◆ What is being asked ◆
Locate all lines in the data below that hold "index" and show them.

◆ Supplied records ◆
= = = =

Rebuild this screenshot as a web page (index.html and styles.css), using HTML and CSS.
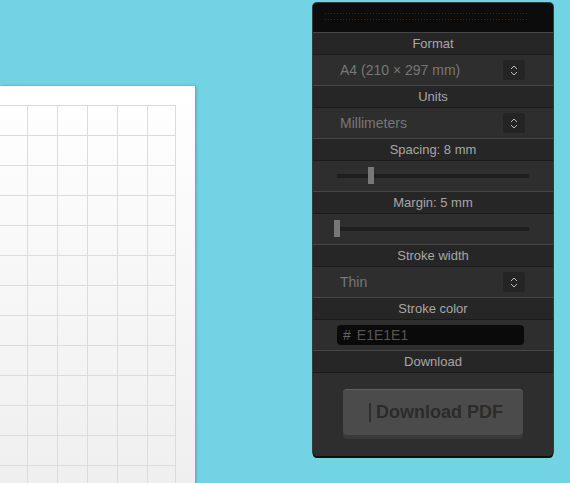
FILE: index.html
```html
<!DOCTYPE html>
<html>
<head>
<meta charset="utf-8">
<link rel="stylesheet" href="styles.css">
</head>
<body>
<div class="stage">
  <div class="paper">
    <div class="grid"></div>
  </div>
  <div class="panel">
    <div class="handle"><div class="dots"></div><div class="dots"></div></div>
    <div class="label">Format</div>
    <div class="row select"><span>A4 (210 × 297 mm)</span><span class="spin"><svg width="8" height="11" viewBox="0 0 8 11"><path d="M1 4 L4 1 L7 4 M1 7 L4 10 L7 7" fill="none" stroke="#bbb" stroke-width="1"/></svg></span></div>
    <div class="label">Units</div>
    <div class="row select"><span>Millimeters</span><span class="spin"><svg width="8" height="11" viewBox="0 0 8 11"><path d="M1 4 L4 1 L7 4 M1 7 L4 10 L7 7" fill="none" stroke="#bbb" stroke-width="1"/></svg></span></div>
    <div class="label">Spacing: 8 mm</div>
    <div class="row slider"><div class="track"><div class="thumb thumb-spacing"></div></div></div>
    <div class="label">Margin: 5 mm</div>
    <div class="row slider"><div class="track"><div class="thumb thumb-margin"></div></div></div>
    <div class="label">Stroke width</div>
    <div class="row select"><span>Thin</span><span class="spin"><svg width="8" height="11" viewBox="0 0 8 11"><path d="M1 4 L4 1 L7 4 M1 7 L4 10 L7 7" fill="none" stroke="#bbb" stroke-width="1"/></svg></span></div>
    <div class="label">Stroke color</div>
    <div class="row color"><div class="colorbox"><span class="hash">#</span><span class="hex">E1E1E1</span></div></div>
    <div class="label">Download</div>
    <div class="btnrow"><div class="btn"><span class="caret"></span>Download PDF</div></div>
  </div>
</div>
</body>
</html>
```
FILE: styles.css
```css
html, body {
  margin: 0;
  padding: 0;
  background: #72d3e5;
  font-family: "Liberation Sans", Arial, sans-serif;
  overflow: hidden;
}
.stage {
  position: relative;
  width: 570px;
  height: 483px;
}
.paper {
  position: absolute;
  left: 0;
  top: 86px;
  width: 195px;
  height: 420px;
  background: linear-gradient(to bottom, #ffffff 0%, #f8f8f8 40%, #eeeeee 100%);
  box-shadow: 1px 0 3px rgba(0,0,0,0.25);
  padding: 19px 19px 0 0;
  box-sizing: border-box;
}
.grid {
  width: 176px;
  height: 400px;
  box-sizing: border-box;
  border-right: 1px solid #dcdcdc;
  background-image:
    linear-gradient(to right, #dcdcdc 1px, transparent 1px),
    linear-gradient(to bottom, #dcdcdc 1px, transparent 1px);
  background-size: 30px 30px, 30px 30px;
  background-position: 27px 0, 0 0;
}
.panel {
  position: absolute;
  left: 313px;
  top: 3px;
  width: 240px;
  background: #2e2e2e;
  border-radius: 4px;
  box-shadow: 0 2px 0 #0e0e0e, 0 0 0 1px #3a3a3a;
  overflow: hidden;
}
.handle {
  height: 29px;
  background: #0c0c0c;
  padding: 10px 26px 0 12px;
  box-sizing: border-box;
}
.dots {
  height: 1px;
  margin-bottom: 5px;
  background-image: linear-gradient(to right, #3a2a1e 1px, transparent 1px);
  background-size: 3px 1px;
}
.label {
  height: 21px;
  line-height: 21px;
  border-top: 1px solid #464646;
  border-bottom: 1px solid #1b1b1b;
  background: #262626;
  color: #a6a6a6;
  font-size: 13px;
  text-align: center;
}
.row {
  height: 30px;
  background: #2e2e2e;
  display: flex;
  align-items: center;
}
.select {
  justify-content: space-between;
  padding: 0 28px 0 27px;
  color: #777;
  font-size: 14px;
}
.spin {
  width: 22px;
  height: 20px;
  background: #242424;
  border-radius: 3px;
  display: flex;
  align-items: center;
  justify-content: center;
}
.slider {
  padding: 0 24px;
}
.track {
  position: relative;
  flex: 1;
  height: 4px;
  background: #1f1f1f;
}
.thumb {
  position: absolute;
  top: -7px;
  width: 6px;
  height: 17px;
  background: #787878;
}
.thumb-spacing { left: 31px; }
.thumb-margin { left: -3px; }
.color {
  padding: 0 29px 0 24px;
}
.colorbox {
  flex: 1;
  height: 20px;
  line-height: 20px;
  background: #0a0a0a;
  border-radius: 4px;
  color: #555;
  font-size: 14px;
  padding-left: 6px;
}
.hash { color: #666; margin-right: 6px; }
.btnrow {
  padding: 16px 0 21px;
  display: flex;
  justify-content: center;
}
.btn {
  width: 180px;
  height: 46px;
  box-sizing: border-box;
  background: #4b4b4b;
  border-top: 1px solid #606060;
  border-radius: 4px;
  box-shadow: 0 4px 0 #3a3a3a;
  color: #2b2b2b;
  font-weight: bold;
  font-size: 18px;
  display: flex;
  align-items: center;
  justify-content: center;
  padding-left: 6px;
}
.caret {
  display: inline-block;
  width: 2px;
  height: 19px;
  background: #2e2e2e;
  margin-right: 5px;
}
```
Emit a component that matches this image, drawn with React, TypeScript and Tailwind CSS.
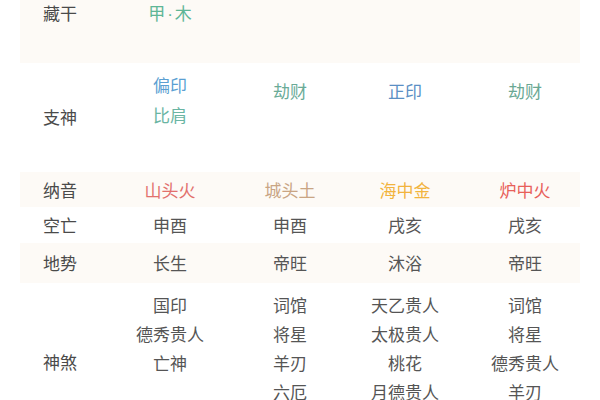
const font = { fontFamily: '"Noto Sans CJK SC", "Noto Sans", sans-serif' }

const cols = "grid grid-cols-[80px_140px_100px_130px_110px]"

export default function App() {
  return (
    <div className="w-[600px] h-[400px] overflow-hidden bg-white text-[17px] text-[#555]" style={font}>
      <div className="mx-[20px] w-[560px]">
        {/* 藏干 */}
        <div className={`${cols} h-[63px] bg-[#fdfaf6] leading-[20px] text-center`}>
          <div className="pt-[3px] text-[#4a4a4a]">藏干</div>
          <div className="pt-[3px] text-[#5fb696]">
            甲<span className="font-['Liberation_Sans'] px-[2px]">·</span>木
          </div>
          <div />
          <div />
          <div />
        </div>

        {/* 支神 */}
        <div className={`${cols} h-[109px] bg-white leading-[30px] text-center`}>
          <div className="pt-[39px] text-[#4a4a4a]">支神</div>
          <div className="pt-[7px]">
            <div className="text-[#5b9fd2]">偏印</div>
            <div className="text-[#6ab5a3]">比肩</div>
          </div>
          <div className="pt-[13px] text-[#6aab97]">劫财</div>
          <div className="pt-[13px] text-[#5b8fc4]">正印</div>
          <div className="pt-[13px] text-[#6aa893]">劫财</div>
        </div>

        {/* 纳音 */}
        <div className={`${cols} h-[35px] items-center bg-[#fdfaf6] text-center`}>
          <div className="text-[#4a4a4a]">纳音</div>
          <div className="text-[#e2706d]">山头火</div>
          <div className="text-[#c9a584]">城头土</div>
          <div className="text-[#f2b43e]">海中金</div>
          <div className="text-[#e8605a]">炉中火</div>
        </div>

        {/* 空亡 */}
        <div className={`${cols} h-[36px] items-center bg-white text-center`}>
          <div className="text-[#4a4a4a]">空亡</div>
          <div>申酉</div>
          <div>申酉</div>
          <div>戌亥</div>
          <div>戌亥</div>
        </div>

        {/* 地势 */}
        <div className={`${cols} h-[40px] items-center bg-[#fdfaf6] text-center`}>
          <div className="text-[#4a4a4a]">地势</div>
          <div>长生</div>
          <div>帝旺</div>
          <div>沐浴</div>
          <div>帝旺</div>
        </div>

        {/* 神煞 */}
        <div className={`${cols} bg-white leading-[29px] text-center`}>
          <div className="pt-[64px] text-[#4a4a4a]">神煞</div>
          <div className="pt-[7px]">
            <div>国印</div>
            <div>德秀贵人</div>
            <div>亡神</div>
          </div>
          <div className="pt-[7px]">
            <div>词馆</div>
            <div>将星</div>
            <div>羊刃</div>
            <div>六厄</div>
          </div>
          <div className="pt-[7px]">
            <div>天乙贵人</div>
            <div>太极贵人</div>
            <div>桃花</div>
            <div>月德贵人</div>
          </div>
          <div className="pt-[7px]">
            <div>词馆</div>
            <div>将星</div>
            <div>德秀贵人</div>
            <div>羊刃</div>
          </div>
        </div>
      </div>
    </div>
  )
}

= = = =

◆ Expected answer ◆
Rebuild this screenshot as a web page (index.html and styles.css), using HTML and CSS.
FILE: index.html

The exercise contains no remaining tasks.